If I didn’t know him better, I’d say he was laughing at me. Many rooms, including a bedroom. ‘I see.’ I fiddle with my purse, glancing at the elevator again.

‘You’re having dinner with him in his private suite.’

I ignore the fact that he’s just told me what I’m doing and look at him cautiously. ‘Private?’

He nods, joining his hands in front of his big body. ‘Ready?’

I raise my chin and straighten my back. ‘Yes.’ I pass him, flicking him a curious look when he steps back, even though I’m making a point to keep a comfortable distance from him. I come to a stop at the collection of elevators. ‘Is there a written rule that says you have to be a huge motherfucker to work for Theo?’ I ask as I step into a lift and peek up at him.

There’s a definite curved lip threatening to break out as he presses the button to Theo’s floor. ‘We’re more friends than work associates.’

‘You are?’ I ask, surprised. ‘I thought you were his driver. Or his bodyguard.’

‘I’m both of those, too.’ He looks down at me. ‘But more the latter.’

I tilt my head in question. ‘Why? Does someone want to hurt him?’ I’m digging for information, and I’m not the least bit ashamed.

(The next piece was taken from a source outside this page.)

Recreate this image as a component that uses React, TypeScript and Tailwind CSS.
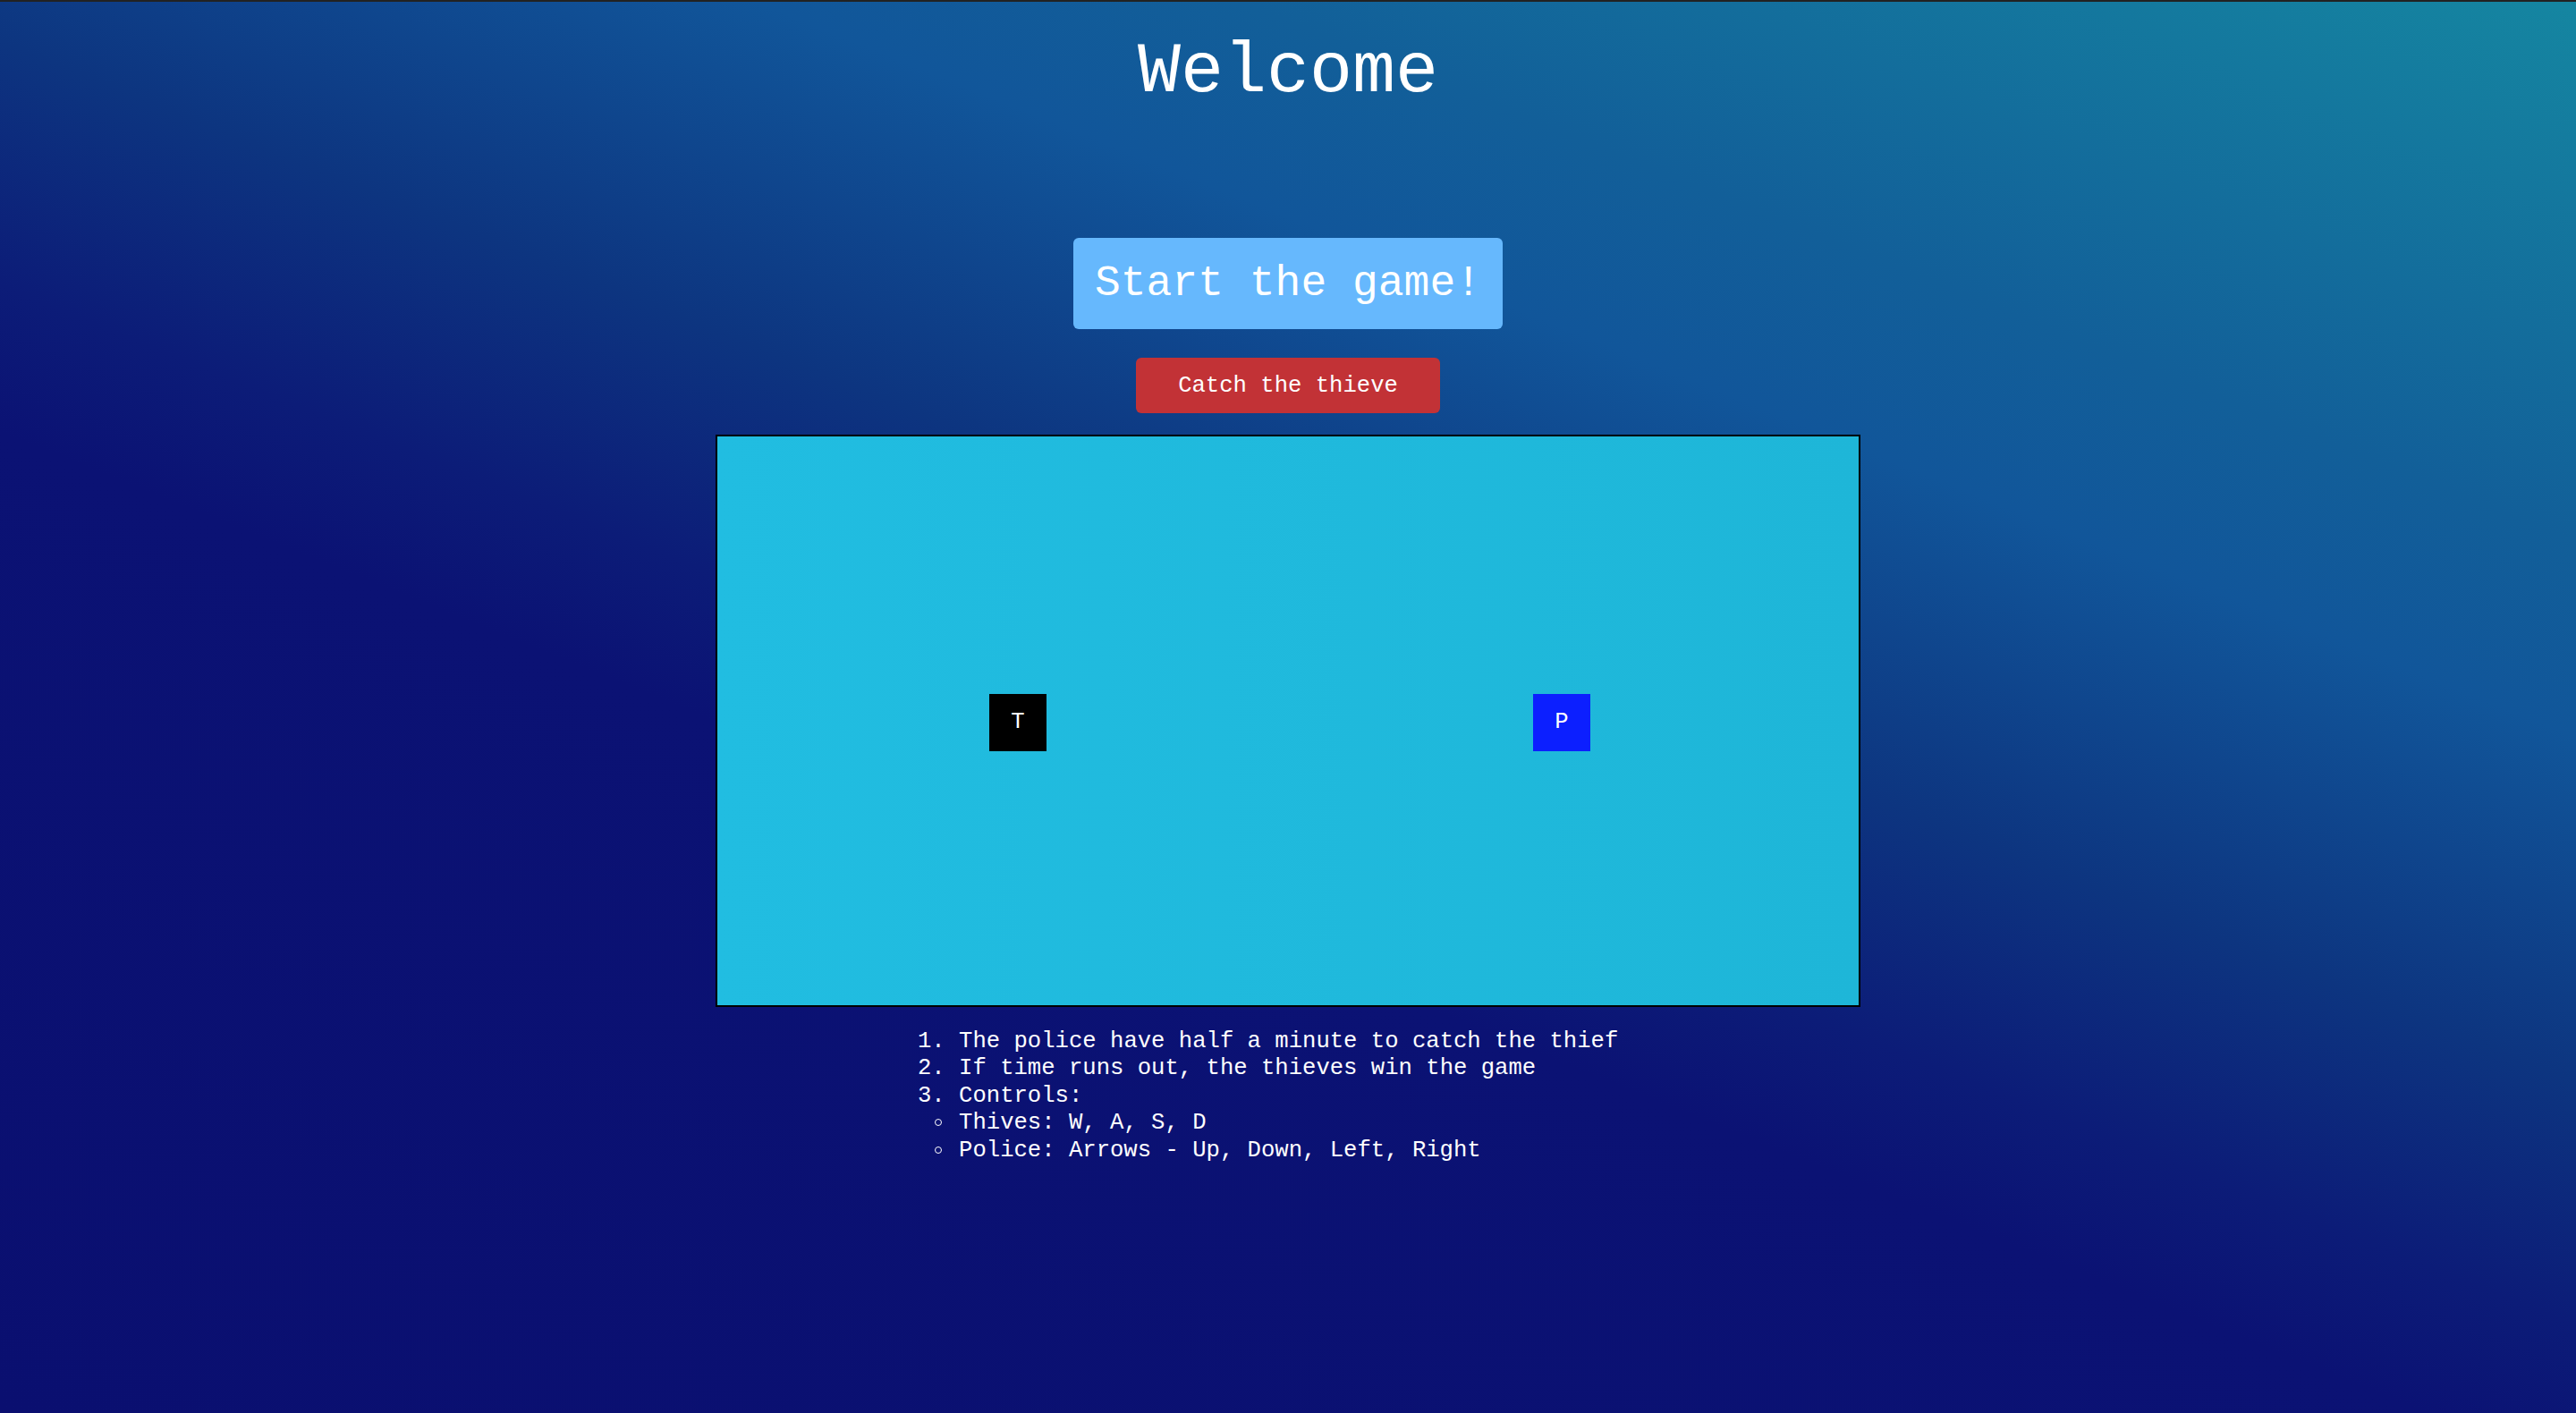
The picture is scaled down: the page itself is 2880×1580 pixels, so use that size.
const mono = "font-['Liberation_Mono','Courier_New',monospace]"

function Piece({ label, className }: { label: string; className: string }) {
  return (
    <div className={`absolute top-[288px] w-16 h-16 flex items-center justify-center text-white text-[25.6px] ${className}`}>
      {label}
    </div>
  )
}

function Bullet() {
  return (
    <span className="inline-block w-[1ch] text-center">
      <span className="inline-block w-[8px] h-[8px] rounded-full border-[1.5px] border-white align-middle" />
    </span>
  )
}

export default function App() {
  const rules = [
    '1. The police have half a minute to catch the thief',
    '2. If time runs out, the thieves win the game',
    '3. Controls:',
  ]

  const controls = ['Thives: W, A, S, D', 'Police: Arrows - Up, Down, Left, Right']

  return (
    <div
      className={`min-h-screen border-t-2 border-[#222222] text-white ${mono} bg-[linear-gradient(22deg,#0a0f70_0%,#0b1274_40%,#0c1c78_46%,#0d3580_56%,#11569a_70%,#125f99_78%,#1586a1_100%)]`}
    >
      <div className="flex flex-col items-center">
        {/* Title */}
        <h1 className="mt-[34px] text-[80px] leading-[90px] font-normal">Welcome</h1>

        {/* Buttons */}
        <button className="mt-[140px] px-6 py-6 text-[48px] leading-[54px] bg-[#66b8fd] rounded-[6px] text-white">
          Start the game!
        </button>
        <button className="mt-[32px] px-[47px] py-[16.5px] text-[25.6px] leading-[29px] bg-[#c23236] rounded-[6px] text-white">
          Catch the thieve
        </button>

        {/* Game board */}
        <div className="relative mt-[24px] w-[1280px] h-[640px] border-2 border-black bg-[linear-gradient(to_right,#21bde1,#1eb6d8)]">
          <Piece label="T" className="left-[304px] bg-black" />
          <Piece label="P" className="left-[912px] bg-[#0c1fff]" />
        </div>

        {/* Rules */}
        <div className="w-[1280px] mt-[24px] pl-[226px] text-[25.6px] leading-[30.4px] whitespace-pre">
          {rules.map((rule) => (
            <div key={rule}>{rule}</div>
          ))}
          {controls.map((control) => (
            <div key={control}>
              {' '}
              <Bullet />
              {' ' + control}
            </div>
          ))}
        </div>
      </div>
    </div>
  )
}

Callum looks like he could laugh. I guess it is quite funny. I doubt there’s a man alive who could hurt Theo. ‘Not exactly,’ he says, sweeping his hand out when the doors open.

I step out and look left and right, waiting for Callum to give me some kind of indication of which way I should be going. ‘Not exactly?’ I ask as we head left down the corridor.

‘No,’ he answers flatly, passing me. My interest in that particular topic vanishes when I clock the double doors at the end. The muscles of my legs become weaker as I follow Callum until he comes to a stop. He opens the door and moves away, again putting a big space between us and clearing the way for me. And again, I flick him a curious look as I enter. He does that a lot. I’ve seen him move away from Theo, and he always gives me way more space than I need. Does he have a phobia? I can’t help but wonder if he thinks I’m infectious or something.

My steps slow as I’m hit with opulence of ridiculous proportions. And the atmosphere. I’m not imagining it. Theo’s presence is hanging heavy in the air, and I haven’t even laid eyes on him yet. My weak legs give a little, my hand reaching for a nearby table that’s decorated with an elaborate flower arrangement.